Antoinette Sardina Pinkham, Respondent, v West Elm, Doing Business as Williams-Sonoma Stores, Inc., et al., Appellants.
    [36 NYS3d 657]
   Order, Supreme Court, New York County (Cynthia S. Kern, J.), entered January 15, 2016, which, insofar as appealed from, denied defendants’ motion for summary judgment dismissing the complaint, unanimously reversed, on the law, without costs, and the motion granted. The Clerk is directed to enter judgment accordingly.

Defendants established entitlement to judgment as a matter of law in this action where plaintiff alleges that she was injured when she fell off an elevated display platform in defendants’ store. Defendants submitted evidence demonstrating that the platform and steps leading to the platform were not dangerous conditions as a matter of law through photographic evidence showing that the steps of the platform were clearly demarcated with thick black lines which contrasted with the light color of the floorboards. The evidence also showed that the steps were well lit and free of debris (see Langer v 116 Lexington Ave., Inc., 92 AD3d 597, 599 [1st Dept 2012], lv denied 24 NY3d 907 [2014]).

Furthermore, plaintiff testified that she turned and stepped without looking down because she was seeking a sales associate and that the steps played no part in her fall (see Baker v Roman Catholic Church of the Holy See, 136 AD3d 596, 597 [1st Dept 2016]; Franchini v American Legion Post, 107 AD3d 432 [1st Dept 2013]). Thus, defendants met their initial burden of showing that they neither created a dangerous condition at the platform and steps, nor had actual or constructive notice of such a condition (see Rodriguez v 705-7 E. 179th St. Hous. Dev. Fund Corp., 79 AD3d 518, 519 [1st Dept 2010]).
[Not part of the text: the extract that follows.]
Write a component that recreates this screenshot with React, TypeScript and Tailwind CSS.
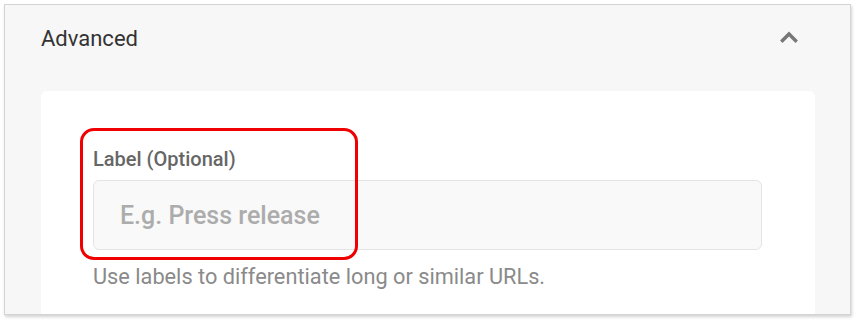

In opposition, plaintiff failed to raise a triable issue. The report of plaintiff’s expert relies upon the expert’s theories of violation of the New Jersey Handicap Accessibility Code and

optical confusion due to the monochromatic floor covering used on the platform and steps. However, plaintiff improperly raised these issues for the first time in response to defendants’ motion for summary judgment, as both her complaint and the bill of particulars fail to allege either of these theories (see Ceron v Yeshiva Univ., 126 AD3d 630, 632-633 [1st Dept 2015]; Atkins v Beth Abraham Health Servs., 133 AD3d 491, 492 [1st Dept 2015]).

Concur — Sweeny, J.P., Acosta, Feinman, Kapnick and Kahn, JJ.